## Material shown
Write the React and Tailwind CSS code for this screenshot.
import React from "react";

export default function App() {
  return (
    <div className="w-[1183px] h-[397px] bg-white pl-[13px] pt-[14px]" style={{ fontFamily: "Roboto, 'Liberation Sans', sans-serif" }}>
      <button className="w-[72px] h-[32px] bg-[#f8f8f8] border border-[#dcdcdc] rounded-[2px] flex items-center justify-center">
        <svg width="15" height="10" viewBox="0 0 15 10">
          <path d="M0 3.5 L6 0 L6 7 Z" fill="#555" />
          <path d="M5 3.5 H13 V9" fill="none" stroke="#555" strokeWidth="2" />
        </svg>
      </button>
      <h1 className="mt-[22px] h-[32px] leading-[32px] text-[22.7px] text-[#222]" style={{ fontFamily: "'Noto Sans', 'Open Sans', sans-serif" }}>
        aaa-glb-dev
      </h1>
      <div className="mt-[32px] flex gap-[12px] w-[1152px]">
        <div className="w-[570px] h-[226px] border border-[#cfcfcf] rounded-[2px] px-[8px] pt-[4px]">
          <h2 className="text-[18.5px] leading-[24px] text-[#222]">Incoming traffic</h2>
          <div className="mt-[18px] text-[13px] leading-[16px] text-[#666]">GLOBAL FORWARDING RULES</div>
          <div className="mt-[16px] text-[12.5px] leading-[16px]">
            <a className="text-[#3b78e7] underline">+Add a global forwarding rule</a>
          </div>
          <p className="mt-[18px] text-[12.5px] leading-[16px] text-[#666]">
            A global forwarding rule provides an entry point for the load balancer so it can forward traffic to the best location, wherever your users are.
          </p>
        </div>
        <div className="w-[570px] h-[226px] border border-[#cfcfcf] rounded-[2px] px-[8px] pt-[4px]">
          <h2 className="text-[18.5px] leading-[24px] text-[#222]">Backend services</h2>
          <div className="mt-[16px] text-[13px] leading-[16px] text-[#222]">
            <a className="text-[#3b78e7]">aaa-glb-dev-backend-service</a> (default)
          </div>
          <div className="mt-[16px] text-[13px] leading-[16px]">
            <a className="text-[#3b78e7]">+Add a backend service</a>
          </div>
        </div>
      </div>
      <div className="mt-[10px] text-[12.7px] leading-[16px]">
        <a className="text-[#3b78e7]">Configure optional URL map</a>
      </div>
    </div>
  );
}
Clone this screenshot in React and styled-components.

## The request
Transcribe all of the entries without altering anything.

## Answer to the problem
Write the React and Tailwind CSS code for this screenshot.
import React from "react";

export default function App() {
  return (
    <div className="w-[1183px] h-[397px] bg-white pl-[13px] pt-[14px]" style={{ fontFamily: "Roboto, 'Liberation Sans', sans-serif" }}>
      <button className="w-[72px] h-[32px] bg-[#f8f8f8] border border-[#dcdcdc] rounded-[2px] flex items-center justify-center">
        <svg width="15" height="10" viewBox="0 0 15 10">
          <path d="M0 3.5 L6 0 L6 7 Z" fill="#555" />
          <path d="M5 3.5 H13 V9" fill="none" stroke="#555" strokeWidth="2" />
        </svg>
      </button>
      <h1 className="mt-[22px] h-[32px] leading-[32px] text-[22.7px] text-[#222]" style={{ fontFamily: "'Noto Sans', 'Open Sans', sans-serif" }}>
        aaa-glb-dev
      </h1>
      <div className="mt-[32px] flex gap-[12px] w-[1152px]">
        <div className="w-[570px] h-[226px] border border-[#cfcfcf] rounded-[2px] px-[8px] pt-[4px]">
          <h2 className="text-[18.5px] leading-[24px] text-[#222]">Incoming traffic</h2>
          <div className="mt-[18px] text-[13px] leading-[16px] text-[#666]">GLOBAL FORWARDING RULES</div>
          <div className="mt-[16px] text-[12.5px] leading-[16px]">
            <a className="text-[#3b78e7] underline">+Add a global forwarding rule</a>
          </div>
          <p className="mt-[18px] text-[12.5px] leading-[16px] text-[#666]">
            A global forwarding rule provides an entry point for the load balancer so it can forward traffic to the best location, wherever your users are.
          </p>
        </div>
        <div className="w-[570px] h-[226px] border border-[#cfcfcf] rounded-[2px] px-[8px] pt-[4px]">
          <h2 className="text-[18.5px] leading-[24px] text-[#222]">Backend services</h2>
          <div className="mt-[16px] text-[13px] leading-[16px] text-[#222]">
            <a className="text-[#3b78e7]">aaa-glb-dev-backend-service</a> (default)
          </div>
          <div className="mt-[16px] text-[13px] leading-[16px]">
            <a className="text-[#3b78e7]">+Add a backend service</a>
          </div>
        </div>
      </div>
      <div className="mt-[10px] text-[12.7px] leading-[16px]">
        <a className="text-[#3b78e7]">Configure optional URL map</a>
      </div>
    </div>
  );
}
Clone this screenshot in React and styled-components.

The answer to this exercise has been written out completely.